Hacker News new | ask | show | jobs
by ljhsiung 1480 days ago
> The second argument is the one I always hear around the mathematics department: mathematics helps you to think clearly. I have a very low opinion of this self-serving nonsense. In sports there is the concept of the specificity of skills: if you want to improve your racquetball game, don’t practice squash! I believe the same holds true for intellectual skills. In any case, the case for transference of mathematical skills is unsettled.

Directly from the article.

2 comments

So in other words, his case against the higher order of mathematics is:

- He doesn't have a high opinion of it

- He makes a vague allusion to some unspecified conflict of interest (?!)

- He argues that first-order skill development is most effective (which may be true, but misses the point).

- He says that higher order value of mathematics is "unsettled".

As he is defending a fundamentally anti-intellectual position, I'm going to need a little more than that.

You keep on assuming your conclusion and name calling and acting like you’ve made an argument.

I’m sure the author has a high opinion of mathematics as an intellectual pursuit. He is a Math professor. That’s separate from his argument, that it has very limited practical use, even to most engineers and others you would assume would be highly selected for finding it useful.

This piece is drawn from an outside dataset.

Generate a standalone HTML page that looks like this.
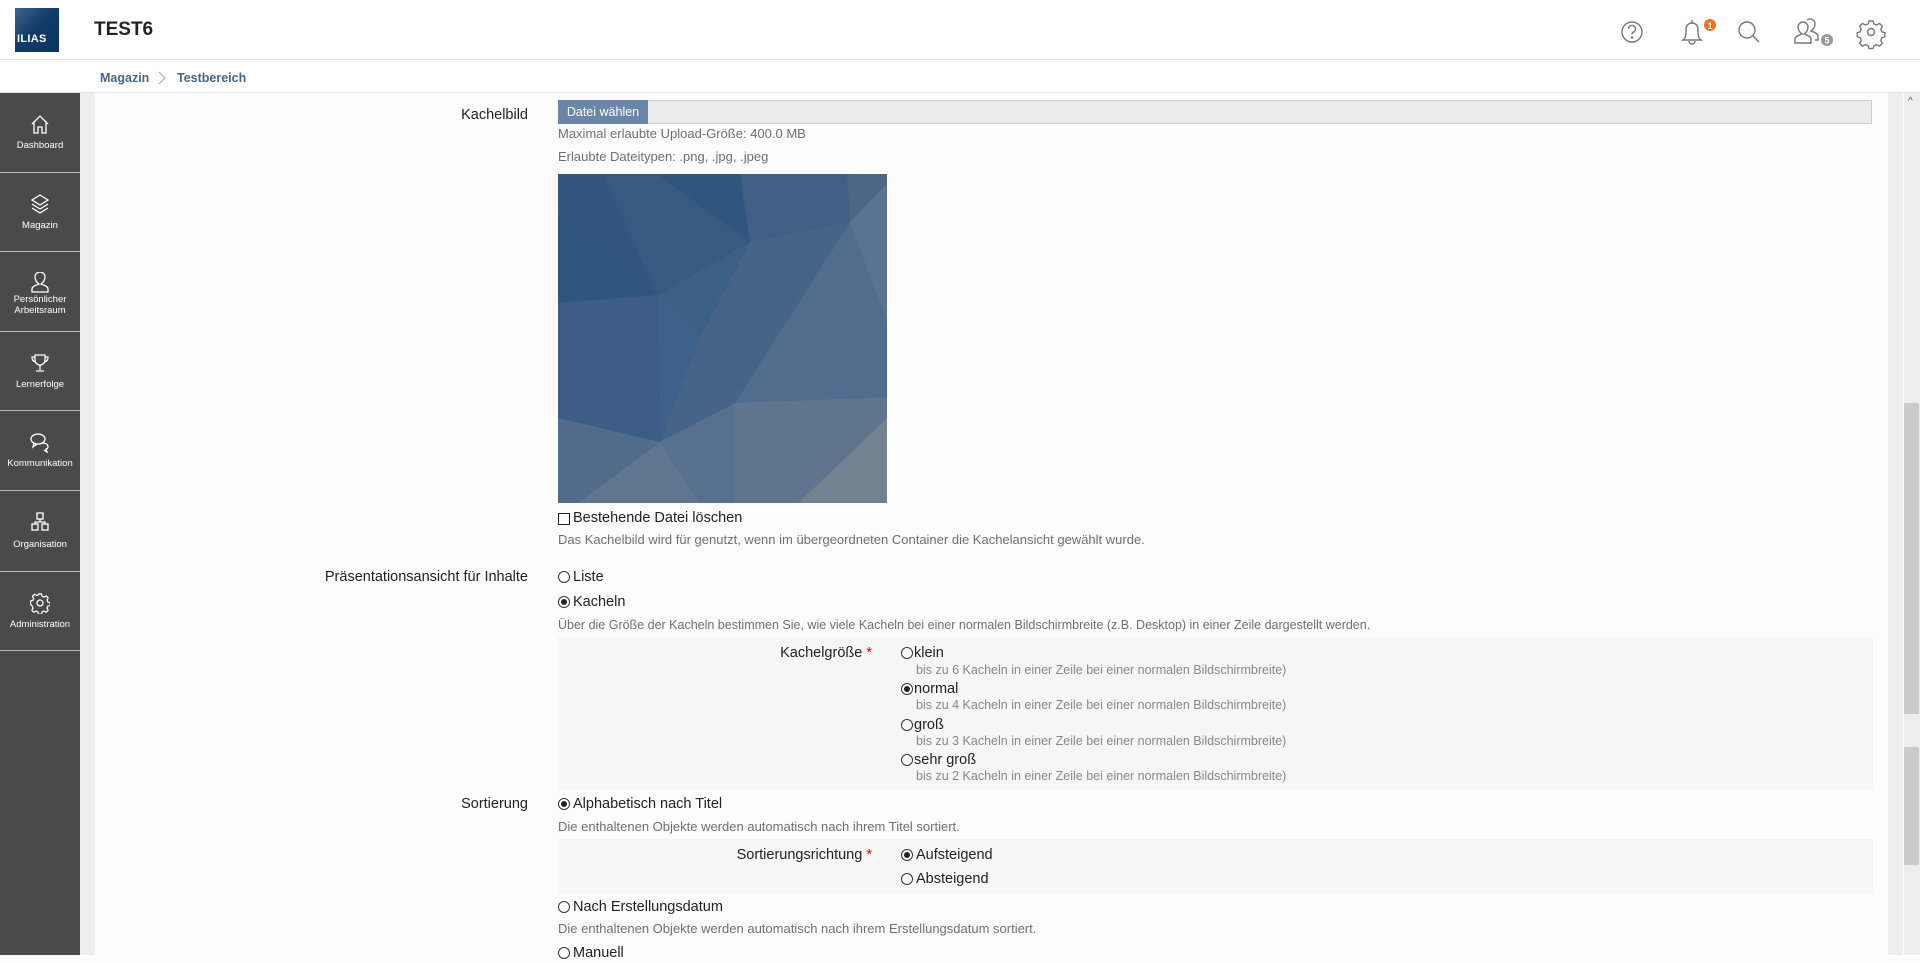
<!DOCTYPE html>
<html><head><meta charset="utf-8">
<style>
*{margin:0;padding:0;box-sizing:border-box}
body{width:1920px;height:955px;overflow:hidden;background:#fcfcfc;font-family:"Liberation Sans",sans-serif;color:#161616;position:relative}
.a{position:absolute;white-space:nowrap}
.l{font-size:14.5px;height:20px;line-height:20px;color:#222}
.d{font-size:13px;height:16px;line-height:16px;color:#6f6f6f}
.s{font-size:12.5px;height:14px;line-height:14px;color:#888}
.r{position:absolute;width:12px;height:12px;border:1px solid #333;border-radius:50%;background:#fff}
.r.c::after{content:"";position:absolute;left:2px;top:2px;width:6px;height:6px;border-radius:50%;background:#222}
.nav{position:absolute;left:0;width:80px;border-bottom:1px solid #bbb;color:#fff;font-size:9.5px;text-align:center}
.nav svg{position:absolute;left:30px;top:20px}
.nav span{position:absolute;left:0;width:80px;line-height:11px}
.star{color:#d00}
</style></head><body>
<!-- header -->
<div class="a" style="left:0;top:0;width:1920px;height:60px;background:#fff;border-bottom:1px solid #ddd"></div>
<div class="a" style="left:15px;top:8px;width:44px;height:44px;background:linear-gradient(135deg,#3d6690 0%,#133c68 45%,#0b3360 100%)"></div>
<div class="a" style="left:17px;top:33px;color:#fff;font-size:11px;font-weight:bold;letter-spacing:.3px">ILIAS</div>
<div class="a" style="left:94px;top:18px;font-size:19px;font-weight:bold;color:#222;line-height:24px">TEST6</div>
<svg class="a" style="left:1600px;top:10px" width="300" height="45" viewBox="0 0 300 45" fill="none" stroke="#777" stroke-width="1.4">
<circle cx="32" cy="22" r="10"/>
<path d="M28.5 19a3.5 3.5 0 1 1 4.5 3.3c-1 .4-1 1-1 2.2"/><circle cx="32" cy="27.5" r=".6" fill="#777"/>
<path d="M83 30h18c-3-2-3-5-3-11a6 6 0 0 0-12 0c0 6 0 9-3 11z"/><path d="M89 31a3 3 0 0 0 6 0"/><path d="M92 10v3"/>
<circle cx="110" cy="15" r="6" fill="#f37021" stroke="none"/><text x="110" y="19" font-size="9" font-weight="bold" fill="#fff" stroke="none" text-anchor="middle" font-family="Liberation Sans">1</text>
<circle cx="147" cy="20" r="8"/><path d="M153 26l6 6"/>
<path d="M195 33v-4c0-3 5-4 7-5-3-2-4-4-4-7a5 5 0 0 1 10 0c0 3-1 5-4 7 2 1 7 2 7 5v4z"/><path d="M207 10a5 5 0 0 1 8 4c0 3-1 5-4 7 2 1 7 2 7 5v4h-3"/>
<circle cx="227" cy="30" r="6" fill="#999" stroke="none"/><text x="227" y="33.5" font-size="9" font-weight="bold" fill="#fff" stroke="none" text-anchor="middle" font-family="Liberation Sans">5</text>
<circle cx="271" cy="22" r="3.5"/>
<path d="M269 11h4l1 3 2.5 1 3-1.5 2.8 2.8-1.5 3 1 2.5 3 1v4l-3 1-1 2.5 1.5 3-2.8 2.8-3-1.5-2.5 1-1 3h-4l-1-3-2.5-1-3 1.5-2.8-2.8 1.5-3-1-2.5-3-1v-4l3-1 1-2.5-1.5-3 2.8-2.8 3 1.5 2.5-1z"/>
</svg>
<!-- breadcrumb -->
<div class="a" style="left:0;top:61px;width:1920px;height:32px;background:#fff;border-bottom:1px solid #e6e6e6"></div>
<div class="a" style="left:100px;top:69px;font-size:12.5px;font-weight:bold;color:#4c6586;line-height:18px">Magazin</div>
<svg class="a" style="left:157px;top:70px" width="10" height="16"><path d="M2 2l6 6-6 6" fill="none" stroke="#aaa" stroke-width="1.2"/></svg>
<div class="a" style="left:177px;top:69px;font-size:12.5px;font-weight:bold;color:#4c6586;line-height:18px">Testbereich</div>
<!-- sidebar -->
<div class="a" style="left:0;top:93px;width:80px;height:862px;background:#4a4a4a"></div>
<div class="a" style="left:80px;top:93px;width:15px;height:862px;background:#eee"></div>
<div class="nav" style="top:93px;height:80px"><svg width="20" height="22" viewBox="0 0 20 22" fill="none" stroke="#fff" stroke-width="1.3"><path d="M2 11L10 3l8 8M4 9v11h4v-6h4v6h4V9"/></svg><span style="top:47px">Dashboard</span></div>
<div class="nav" style="top:173px;height:79px"><svg width="20" height="22" viewBox="0 0 20 22" fill="none" stroke="#fff" stroke-width="1.3"><path d="M10 2l8 5-8 5-8-5z"/><path d="M2 11l8 5 8-5"/><path d="M2 15l8 5 8-5"/></svg><span style="top:47px">Magazin</span></div>
<div class="nav" style="top:252px;height:80px"><svg width="20" height="22" viewBox="0 0 20 22" fill="none" stroke="#fff" stroke-width="1.3"><path d="M2 20v-3c0-3 5-4 7-5-3-2-4-4-4-7a5 5 0 0 1 10 0c0 3-1 5-4 7 2 1 7 2 7 5v3z"/></svg><span style="top:42px">Persönlicher<br>Arbeitsraum</span></div>
<div class="nav" style="top:332px;height:79px"><svg width="20" height="22" viewBox="0 0 20 22" fill="none" stroke="#fff" stroke-width="1.3"><path d="M5 3h10v5a5 5 0 0 1-10 0z"/><path d="M5 5H2c0 3 1 4 3 5M15 5h3c0 3-1 4-3 5M10 13v5M6 19h8"/></svg><span style="top:47px">Lernerfolge</span></div>
<div class="nav" style="top:411px;height:80px"><svg width="20" height="22" viewBox="0 0 20 22" fill="none" stroke="#fff" stroke-width="1.3"><ellipse cx="8" cy="8" rx="7" ry="5"/><path d="M4 12l-1 4 4-3M12 12c3 0 6 1 6 4 0 1-1 2-2 2l1 3-3-2"/></svg><span style="top:47px">Kommunikation</span></div>
<div class="nav" style="top:491px;height:81px"><svg width="20" height="22" viewBox="0 0 20 22" fill="none" stroke="#fff" stroke-width="1.3"><rect x="7" y="2" width="6" height="6"/><rect x="2" y="13" width="6" height="6"/><rect x="12" y="13" width="6" height="6"/><path d="M10 8v3M5 13v-2h10v2"/></svg><span style="top:48px">Organisation</span></div>
<div class="nav" style="top:572px;height:79px"><svg width="20" height="22" viewBox="0 0 20 22" fill="none" stroke="#fff" stroke-width="1.3"><circle cx="10" cy="11" r="3"/><path d="M8.5 2h3l.7 2.5 2 .8 2.3-1.2 2.1 2.1-1.2 2.3.8 2 2.5.7v3l-2.5.7-.8 2 1.2 2.3-2.1 2.1-2.3-1.2-2 .8-.7 2.5h-3l-.7-2.5-2-.8-2.3 1.2-2.1-2.1 1.2-2.3-.8-2L0 12.5v-3l2.5-.7.8-2-1.2-2.3 2.1-2.1 2.3 1.2 2-.8z" transform="translate(0.5 0) scale(.95)"/></svg><span style="top:47px">Administration</span></div>
<!-- right gutter + scrollbar -->
<div class="a" style="left:1888px;top:93px;width:15px;height:862px;background:#eee"></div>
<div class="a" style="left:1904px;top:93px;width:16px;height:862px;background:#eee"></div>
<div class="a" style="left:1908px;top:96px;font-size:10px;color:#555">&#94;</div>
<div class="a" style="left:1904px;top:403px;width:15px;height:311px;background:#cbcbcb"></div>
<div class="a" style="left:1904px;top:747px;width:15px;height:118px;background:#cbcbcb"></div>
<!-- form -->
<div class="a l" style="right:1392px;top:105px">Kachelbild</div>
<div class="a" style="left:558px;top:100px;width:1314px;height:24px;background:#ececec;border:1px solid #ccc"></div>
<div class="a" style="left:558px;top:100px;width:90px;height:24px;background:#6b86a9;color:#fff;font-size:12.5px;line-height:24px;text-align:center">Datei wählen</div>
<div class="a d" style="left:558px;top:126px">Maximal erlaubte Upload-Größe: 400.0 MB</div>
<div class="a d" style="left:558px;top:149px">Erlaubte Dateitypen: .png, .jpg, .jpeg</div>
<svg class="a" style="left:558px;top:174px" width="329" height="329" viewBox="0 0 329 329">
<rect width="329" height="329" fill="#3d5f86"/>
<polygon points="0,0 45,0 100,121 0,39" fill="#335680"/>
<polygon points="45,0 182,0 192,68 100,121" fill="#375a80"/>
<polygon points="99,0 182,0 192,68" fill="#30567e"/>
<polygon points="182,0 289,0 292,48 192,68" fill="#3f6084"/>
<polygon points="289,0 329,0 329,9 292,48" fill="#4b6686"/>
<polygon points="292,48 329,9 329,149" fill="#5a7390"/>
<polygon points="0,39 100,121 0,129" fill="#30557e"/>
<polygon points="100,121 192,68 142,164" fill="#3c5f86"/>
<polygon points="192,68 292,48 177,229 142,164" fill="#466488"/>
<polygon points="292,48 329,149 329,223 177,229" fill="#516d8d"/>
<polygon points="0,129 100,121 102,268 0,244" fill="#3c5e86"/>
<polygon points="100,121 142,164 102,268" fill="#3e6189"/>
<polygon points="142,164 177,229 102,268" fill="#456588"/>
<polygon points="0,244 102,268 20,329 0,329" fill="#516b8a"/>
<polygon points="102,268 142,329 20,329" fill="#607690"/>
<polygon points="102,268 177,229 177,329 142,329" fill="#57708e"/>
<polygon points="177,229 329,223 329,244 240,329 177,329" fill="#5f748d"/>
<polygon points="329,244 329,329 240,329" fill="#72828f"/>
</svg>
<div class="a" style="left:558px;top:513px;width:12px;height:12px;border:1px solid #222;background:#fff"></div>
<div class="a l" style="left:573px;top:508px">Bestehende Datei löschen</div>
<div class="a d" style="left:558px;top:532px">Das Kachelbild wird für genutzt, wenn im übergeordneten Container die Kachelansicht gewählt wurde.</div>

<div class="a l" style="right:1392px;top:567px">Präsentationsansicht für Inhalte</div>
<div class="r" style="left:558px;top:571px"></div><div class="a l" style="left:573px;top:567px">Liste</div>
<div class="r c" style="left:558px;top:596px"></div><div class="a l" style="left:573px;top:592px">Kacheln</div>
<div class="a d" style="left:558px;top:617px;font-size:12.5px">Über die Größe der Kacheln bestimmen Sie, wie viele Kacheln bei einer normalen Bildschirmbreite (z.B. Desktop) in einer Zeile dargestellt werden.</div>
<div class="a" style="left:558px;top:637px;width:1315px;height:153px;background:#f6f6f6"></div>
<div class="a l" style="right:1048px;top:643px">Kachelgröße <span class="star">*</span></div>
<div class="r" style="left:901px;top:647px"></div><div class="a l" style="left:914px;top:643px">klein</div>
<div class="a s" style="left:916px;top:663px">bis zu 6 Kacheln in einer Zeile bei einer normalen Bildschirmbreite)</div>
<div class="r c" style="left:901px;top:683px"></div><div class="a l" style="left:914px;top:679px">normal</div>
<div class="a s" style="left:916px;top:698px">bis zu 4 Kacheln in einer Zeile bei einer normalen Bildschirmbreite)</div>
<div class="r" style="left:901px;top:719px"></div><div class="a l" style="left:914px;top:715px">groß</div>
<div class="a s" style="left:916px;top:734px">bis zu 3 Kacheln in einer Zeile bei einer normalen Bildschirmbreite)</div>
<div class="r" style="left:901px;top:754px"></div><div class="a l" style="left:914px;top:750px">sehr groß</div>
<div class="a s" style="left:916px;top:769px">bis zu 2 Kacheln in einer Zeile bei einer normalen Bildschirmbreite)</div>

<div class="a l" style="right:1392px;top:794px">Sortierung</div>
<div class="r c" style="left:558px;top:798px"></div><div class="a l" style="left:573px;top:794px">Alphabetisch nach Titel</div>
<div class="a d" style="left:558px;top:819px">Die enthaltenen Objekte werden automatisch nach ihrem Titel sortiert.</div>
<div class="a" style="left:558px;top:839px;width:1315px;height:55px;background:#f6f6f6"></div>
<div class="a l" style="right:1048px;top:845px">Sortierungsrichtung <span class="star">*</span></div>
<div class="r c" style="left:901px;top:849px"></div><div class="a l" style="left:916px;top:845px">Aufsteigend</div>
<div class="r" style="left:901px;top:873px"></div><div class="a l" style="left:916px;top:869px">Absteigend</div>
<div class="r" style="left:558px;top:901px"></div><div class="a l" style="left:573px;top:897px">Nach Erstellungsdatum</div>
<div class="a d" style="left:558px;top:921px">Die enthaltenen Objekte werden automatisch nach ihrem Erstellungsdatum sortiert.</div>
<div class="r" style="left:558px;top:947px"></div><div class="a l" style="left:573px;top:943px">Manuell</div>
</body></html>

If Mathematics was enormously useful for teaching argument and precise thought in a reliable way Economics would have eaten all the other social sciences already. Economists know far more Math than the others. Math is uncommonly useful but if it was that good at teaching people how to think, if the transfer of learning argument was true, it would not need to be argued. It b would be bloody obvious.

Please point to me exactly where I did any name calling.

There's this thing called the burden of proof, in philosophy. When you take a difficult position, you must displace this burden. The author has not done so, and it is not my responsibility to show how he is wrong: he has not shown how he is correct.

> Please point to me exactly where I did any name calling.

Anti-intellectual. You keep on saying that the author is anti-intellectual for denigrating the practical value of Math.

Allow me to clarify: I do not mean to say that the author is an anti-intellectual person. I have read nothing else that he has written, and I do not know him.

What I am saying (or at least what I intend to say) is that he is defending an anti-intellectualist idea/position, which is just a fact by definition.

> What I am saying (or at least what I intend to say) is that he is defending an anti-intellectualist idea/position, which is just a fact by definition.

Saying something is of limited practical value is not an anti-intellectual position. I do not think most people get any practical value out of the chemistry or physics they learn in school.

The transference of mathematical skill is only "unsettled" in the sense that it is unclear what would it would be transferred to. It is already an entire epistemological category. How much more transference is required?
“It is already an entire epistemological category.”

Very eloquent phrase, I’m going to steal this!